Charisma means, “God’s gift of grace,” said Leone-Reyes.
“Charisma Creative is a subdivision of True Women's Center,” Leone-Reyes said. “It is the marketing and fundraising department of our ministry.”

This platform has also been a great way to reach other centers with a streamlined, more unique form of fundraising, starting with the baby bottle fundraiser.
One of the first efforts of the organization is to create a QR code for the baby bottles. The code was a way for individuals to donate online if they did not wish to insert coins. The label for the QR code was universal, leading to a site where donors could click on their participating center from a host of pregnancy centers across the United States.
“We then decided to customize the bottles with each center’s own QR code,” she said.
Custom-made bottles will have the name of the center and other important information.
Thousands of bottles were to be delivered to Creative Charisma headquarters during the week of Thanksgiving. Pre-orders are available. A case of 200 bottles costs $350. For customized bottles, there will be a minimum purchase of 3,000 bottles required.
Though they hope to get creative with other fundraising ideas, marketing efforts for baby bottle campaigns are the focus for the ministry right now.
“The first thing I think that we will begin to work on will be supporting point of sale, display products for baby bottles in churches,” Leone-Reyes told Pregnancy Help News. “For example, like a corrugated point-of-sale display for containers for people to return their bottles in and carry cases for liaisons to take bottles back to their churches, and then back to the centers.”
Leone-Reyes is the co-chair for the New Jersey Association of Pregnancy Centers.
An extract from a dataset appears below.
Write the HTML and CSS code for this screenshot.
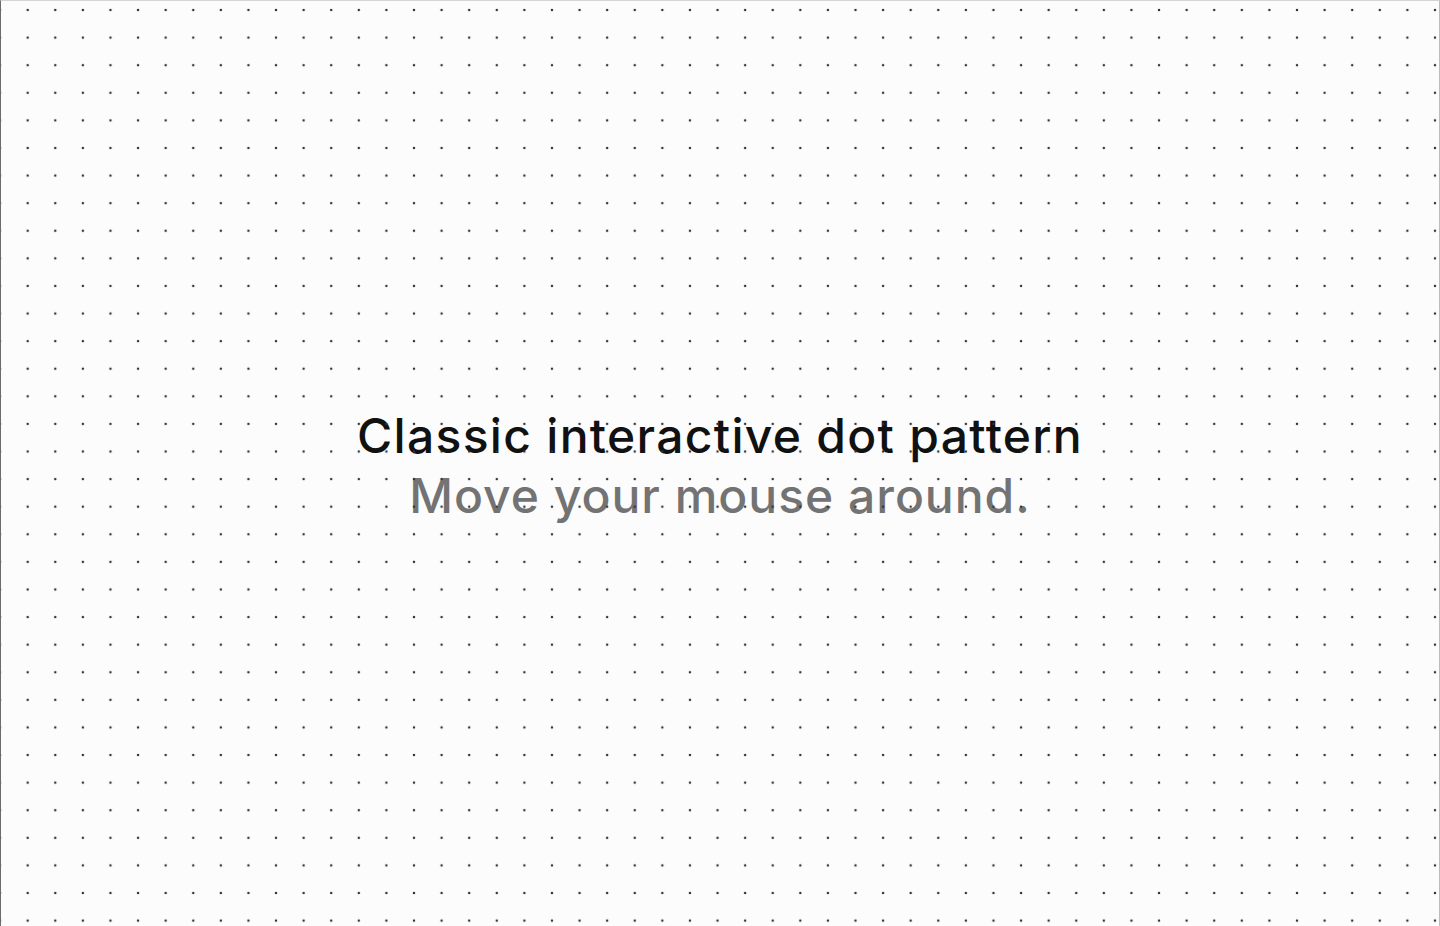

She said she had a conversation with others on her center’s board about her desire to retire and assist centers with their fundraising by making the efforts easier and more creative.
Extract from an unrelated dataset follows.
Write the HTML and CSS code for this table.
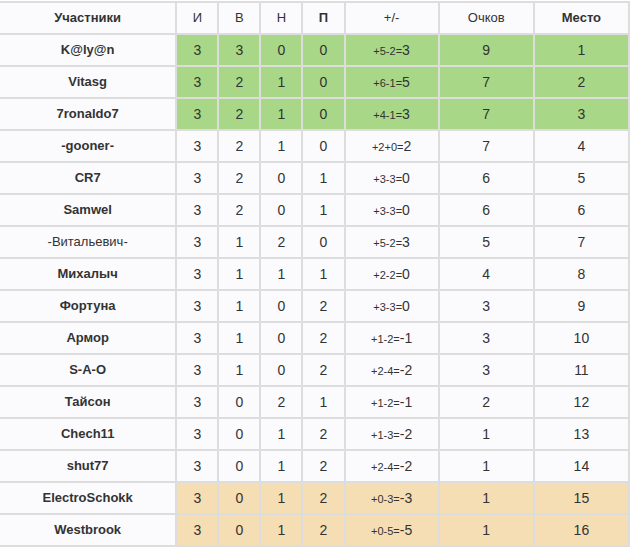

She said her center has also partnered with a change machine company so that staff and volunteers no longer needed to leave the office to go to the bank. The coins were simply placed in the machine and counted there in the office. Once the machine fills up with $5,000 worth of coins, the company is called, and an ACH transfer occurs. The machines cost $400 a month to rent and are in the center for six months of the year.
She said this is an effort she encourages more centers to try, even though her center is the only one she knows renting the machines.

Leone-Reyes said the goal is to ignite the baby bottle campaign for pregnancy centers and make it appear to be “on steroids,” to make it easier for pregnancy center workers and donors. There is a goal to provide every pregnancy center in the nation with a sample bottle, she said.
“I really hope this takes off like wildfire,” she said, stating these fundraisers are not “just about the money.”
Leone-Reyes said having a baby bottle for coins in your home is a reminder to pray for the pregnancy help movement.
Bottles on display in a public place remind the public the pregnancy centers are there to provide help for women and families.
“Bottles help us shout to the world that (God) uses the simplest things to confound the wise,” she added, referencing I Corinthians 1:27.
Tweet This: Baby bottles help us shout to the world that God uses the simplest things to confound the wise.
A baby bottle in the home of a stranger is a ministry to someone you may never meet, Leone-Reyes said.